▼▼▼
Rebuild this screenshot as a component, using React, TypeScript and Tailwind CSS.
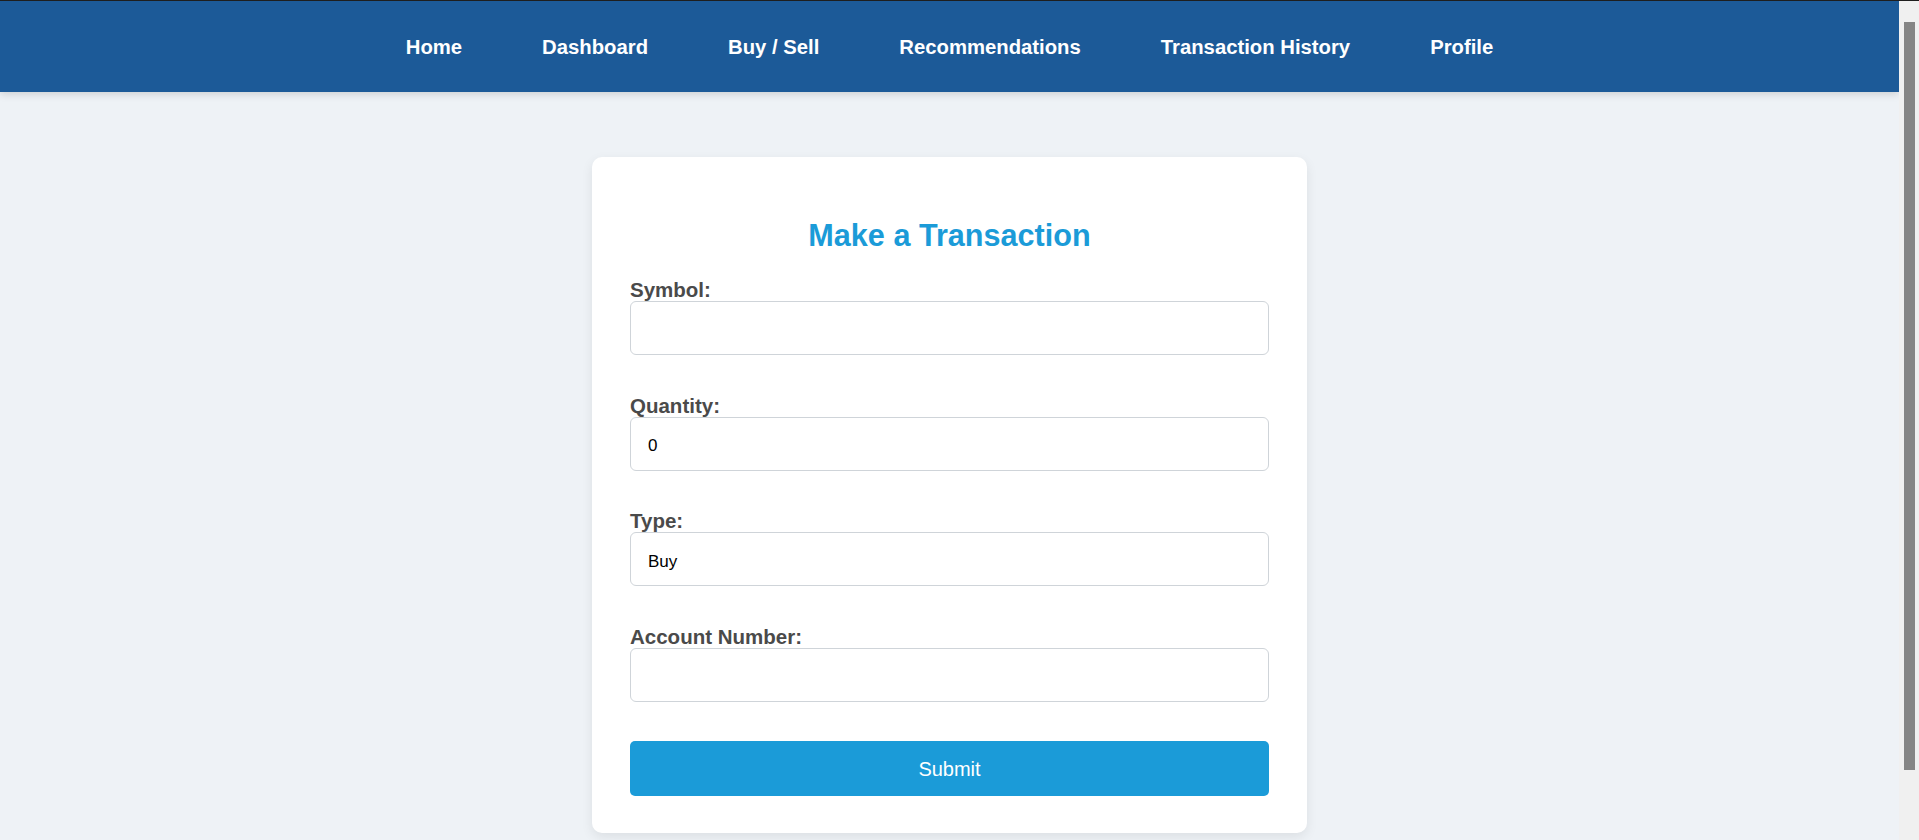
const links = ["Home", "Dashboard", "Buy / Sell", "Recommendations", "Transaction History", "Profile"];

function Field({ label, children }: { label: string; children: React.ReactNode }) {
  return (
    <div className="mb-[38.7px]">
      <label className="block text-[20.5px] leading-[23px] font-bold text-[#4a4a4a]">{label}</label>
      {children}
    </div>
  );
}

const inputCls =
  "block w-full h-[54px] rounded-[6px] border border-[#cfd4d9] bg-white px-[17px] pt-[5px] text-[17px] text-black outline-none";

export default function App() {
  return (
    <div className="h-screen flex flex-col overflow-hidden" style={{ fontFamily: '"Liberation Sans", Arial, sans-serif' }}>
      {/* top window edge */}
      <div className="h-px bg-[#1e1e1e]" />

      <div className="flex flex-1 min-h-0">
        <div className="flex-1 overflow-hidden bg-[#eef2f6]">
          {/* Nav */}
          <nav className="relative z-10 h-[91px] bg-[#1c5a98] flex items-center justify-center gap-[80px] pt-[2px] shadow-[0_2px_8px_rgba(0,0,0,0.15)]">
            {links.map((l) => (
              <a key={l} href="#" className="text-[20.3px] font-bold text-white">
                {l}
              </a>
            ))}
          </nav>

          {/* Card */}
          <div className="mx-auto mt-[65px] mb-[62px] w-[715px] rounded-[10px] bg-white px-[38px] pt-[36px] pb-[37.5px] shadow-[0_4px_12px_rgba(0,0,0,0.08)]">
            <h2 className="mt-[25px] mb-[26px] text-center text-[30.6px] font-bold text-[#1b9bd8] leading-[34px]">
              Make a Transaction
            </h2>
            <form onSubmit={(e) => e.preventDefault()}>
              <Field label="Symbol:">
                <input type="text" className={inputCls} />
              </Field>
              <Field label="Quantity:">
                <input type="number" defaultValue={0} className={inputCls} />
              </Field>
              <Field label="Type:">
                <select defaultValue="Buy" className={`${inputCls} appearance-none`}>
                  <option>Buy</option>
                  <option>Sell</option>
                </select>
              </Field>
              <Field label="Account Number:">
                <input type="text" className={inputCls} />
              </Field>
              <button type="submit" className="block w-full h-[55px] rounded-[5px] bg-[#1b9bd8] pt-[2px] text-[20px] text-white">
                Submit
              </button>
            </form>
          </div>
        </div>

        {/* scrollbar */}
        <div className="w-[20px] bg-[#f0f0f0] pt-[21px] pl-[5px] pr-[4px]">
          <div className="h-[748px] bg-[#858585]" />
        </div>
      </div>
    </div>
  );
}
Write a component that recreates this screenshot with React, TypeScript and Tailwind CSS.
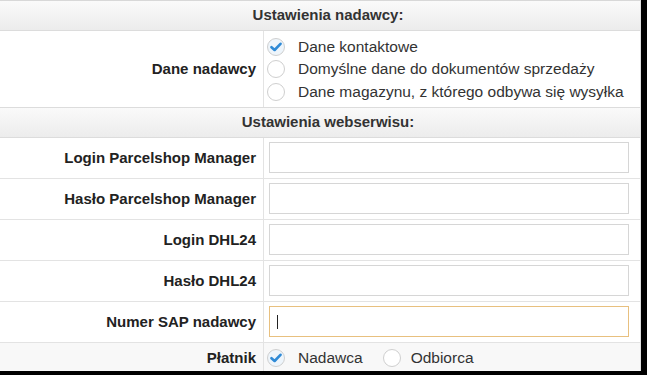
▲▲▲
__EXERCISE__.
Omit the pictures, then quote the rest of the material above exactly.

__RESPONSE TO THE EXERCISE__.
Rebuild this screenshot as a component, using React, TypeScript and Tailwind CSS.
const links = ["Home", "Dashboard", "Buy / Sell", "Recommendations", "Transaction History", "Profile"];

function Field({ label, children }: { label: string; children: React.ReactNode }) {
  return (
    <div className="mb-[38.7px]">
      <label className="block text-[20.5px] leading-[23px] font-bold text-[#4a4a4a]">{label}</label>
      {children}
    </div>
  );
}

const inputCls =
  "block w-full h-[54px] rounded-[6px] border border-[#cfd4d9] bg-white px-[17px] pt-[5px] text-[17px] text-black outline-none";

export default function App() {
  return (
    <div className="h-screen flex flex-col overflow-hidden" style={{ fontFamily: '"Liberation Sans", Arial, sans-serif' }}>
      {/* top window edge */}
      <div className="h-px bg-[#1e1e1e]" />

      <div className="flex flex-1 min-h-0">
        <div className="flex-1 overflow-hidden bg-[#eef2f6]">
          {/* Nav */}
          <nav className="relative z-10 h-[91px] bg-[#1c5a98] flex items-center justify-center gap-[80px] pt-[2px] shadow-[0_2px_8px_rgba(0,0,0,0.15)]">
            {links.map((l) => (
              <a key={l} href="#" className="text-[20.3px] font-bold text-white">
                {l}
              </a>
            ))}
          </nav>

          {/* Card */}
          <div className="mx-auto mt-[65px] mb-[62px] w-[715px] rounded-[10px] bg-white px-[38px] pt-[36px] pb-[37.5px] shadow-[0_4px_12px_rgba(0,0,0,0.08)]">
            <h2 className="mt-[25px] mb-[26px] text-center text-[30.6px] font-bold text-[#1b9bd8] leading-[34px]">
              Make a Transaction
            </h2>
            <form onSubmit={(e) => e.preventDefault()}>
              <Field label="Symbol:">
                <input type="text" className={inputCls} />
              </Field>
              <Field label="Quantity:">
                <input type="number" defaultValue={0} className={inputCls} />
              </Field>
              <Field label="Type:">
                <select defaultValue="Buy" className={`${inputCls} appearance-none`}>
                  <option>Buy</option>
                  <option>Sell</option>
                </select>
              </Field>
              <Field label="Account Number:">
                <input type="text" className={inputCls} />
              </Field>
              <button type="submit" className="block w-full h-[55px] rounded-[5px] bg-[#1b9bd8] pt-[2px] text-[20px] text-white">
                Submit
              </button>
            </form>
          </div>
        </div>

        {/* scrollbar */}
        <div className="w-[20px] bg-[#f0f0f0] pt-[21px] pl-[5px] pr-[4px]">
          <div className="h-[748px] bg-[#858585]" />
        </div>
      </div>
    </div>
  );
}
Write a component that recreates this screenshot with React, TypeScript and Tailwind CSS.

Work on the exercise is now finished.